/---

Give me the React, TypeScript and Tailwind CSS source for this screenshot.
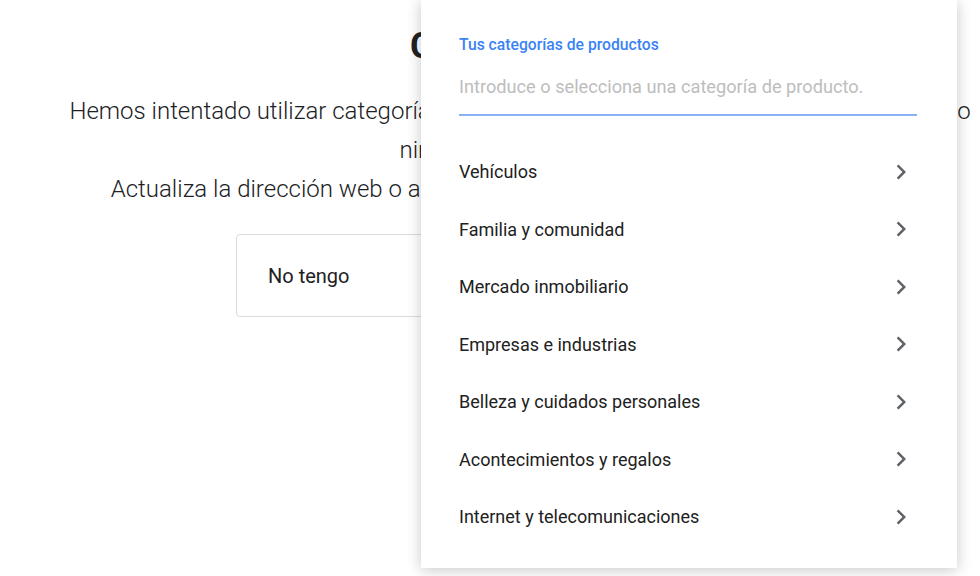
const categories = [
  "Vehículos",
  "Familia y comunidad",
  "Mercado inmobiliario",
  "Empresas e industrias",
  "Belleza y cuidados personales",
  "Acontecimientos y regalos",
  "Internet y telecomunicaciones",
]

const Chevron = () => (
  <svg width="30" height="30" viewBox="0 0 24 24" className="fill-[#5f6368]">
    <path d="M10 6L8.59 7.41 13.17 12l-4.58 4.59L10 18l6-6z" />
  </svg>
)

export default function App() {
  return (
    <div className="relative h-[576px] w-[980px] overflow-hidden bg-white font-['Roboto',sans-serif]">
      {/* page behind the menu */}
      <div className="flex w-[1040px] flex-col items-center pt-[25px] text-center">
        <h1 className="text-[36px] font-bold leading-[42px] text-[#202124]">Catálogo web</h1>
        <p className="mt-[25px] text-[24px] font-light leading-[39px] text-[#202124]">
          Hemos intentado utilizar categorías de productos basándonos en tu sitio web, pero no
          <br />
          ninguna era pertinente.
          <br />
          Actualiza la dirección web o añade tus categorías de productos manualmente.
        </p>
        <div className="mt-[25px] flex gap-4">
          <div className="flex h-[83px] w-[276px] items-center rounded border border-[#dadce0] px-[31px] text-[20px] text-[#202124]">
            No tengo
          </div>
          <div className="flex h-[83px] w-[276px] items-center rounded border border-[#dadce0] px-[31px] text-[20px] text-[#202124]">
            Tengo una web
          </div>
        </div>
      </div>

      {/* category menu */}
      <div className="absolute left-[421px] top-0 flex h-[568px] w-[536px] flex-col bg-white pl-[38px] pr-[40px] pt-[34px] shadow-[0_2px_14px_rgba(0,0,0,0.22)]">
        <div className="text-[15.7px] font-medium leading-[22px] text-[#3b82f6]">Tus categorías de productos</div>
        <div className="flex h-[60px] items-center border-b-2 border-[#8ab0f5] pt-[3px]">
          <span className="text-[18.2px] text-[#bdbdbd]">Introduce o selecciona una categoría de producto.</span>
        </div>
        <ul className="mt-[27px] flex flex-col">
          {categories.map((c) => (
            <li key={c} className="flex h-[57.5px] items-center justify-between text-[18px] text-[#212121]">
              <span>{c}</span>
              <span className="mr-[1px]">
                <Chevron />
              </span>
            </li>
          ))}
        </ul>
      </div>
    </div>
  )
}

\---

#### STATED EXERCISE
Please transcribe the material above exactly as written. Leave the pictures out.

#### EXERCISE OUTPUT
Give me the React, TypeScript and Tailwind CSS source for this screenshot.
const categories = [
  "Vehículos",
  "Familia y comunidad",
  "Mercado inmobiliario",
  "Empresas e industrias",
  "Belleza y cuidados personales",
  "Acontecimientos y regalos",
  "Internet y telecomunicaciones",
]

const Chevron = () => (
  <svg width="30" height="30" viewBox="0 0 24 24" className="fill-[#5f6368]">
    <path d="M10 6L8.59 7.41 13.17 12l-4.58 4.59L10 18l6-6z" />
  </svg>
)

export default function App() {
  return (
    <div className="relative h-[576px] w-[980px] overflow-hidden bg-white font-['Roboto',sans-serif]">
      {/* page behind the menu */}
      <div className="flex w-[1040px] flex-col items-center pt-[25px] text-center">
        <h1 className="text-[36px] font-bold leading-[42px] text-[#202124]">Catálogo web</h1>
        <p className="mt-[25px] text-[24px] font-light leading-[39px] text-[#202124]">
          Hemos intentado utilizar categorías de productos basándonos en tu sitio web, pero no
          <br />
          ninguna era pertinente.
          <br />
          Actualiza la dirección web o añade tus categorías de productos manualmente.
        </p>
        <div className="mt-[25px] flex gap-4">
          <div className="flex h-[83px] w-[276px] items-center rounded border border-[#dadce0] px-[31px] text-[20px] text-[#202124]">
            No tengo
          </div>
          <div className="flex h-[83px] w-[276px] items-center rounded border border-[#dadce0] px-[31px] text-[20px] text-[#202124]">
            Tengo una web
          </div>
        </div>
      </div>

      {/* category menu */}
      <div className="absolute left-[421px] top-0 flex h-[568px] w-[536px] flex-col bg-white pl-[38px] pr-[40px] pt-[34px] shadow-[0_2px_14px_rgba(0,0,0,0.22)]">
        <div className="text-[15.7px] font-medium leading-[22px] text-[#3b82f6]">Tus categorías de productos</div>
        <div className="flex h-[60px] items-center border-b-2 border-[#8ab0f5] pt-[3px]">
          <span className="text-[18.2px] text-[#bdbdbd]">Introduce o selecciona una categoría de producto.</span>
        </div>
        <ul className="mt-[27px] flex flex-col">
          {categories.map((c) => (
            <li key={c} className="flex h-[57.5px] items-center justify-between text-[18px] text-[#212121]">
              <span>{c}</span>
              <span className="mr-[1px]">
                <Chevron />
              </span>
            </li>
          ))}
        </ul>
      </div>
    </div>
  )
}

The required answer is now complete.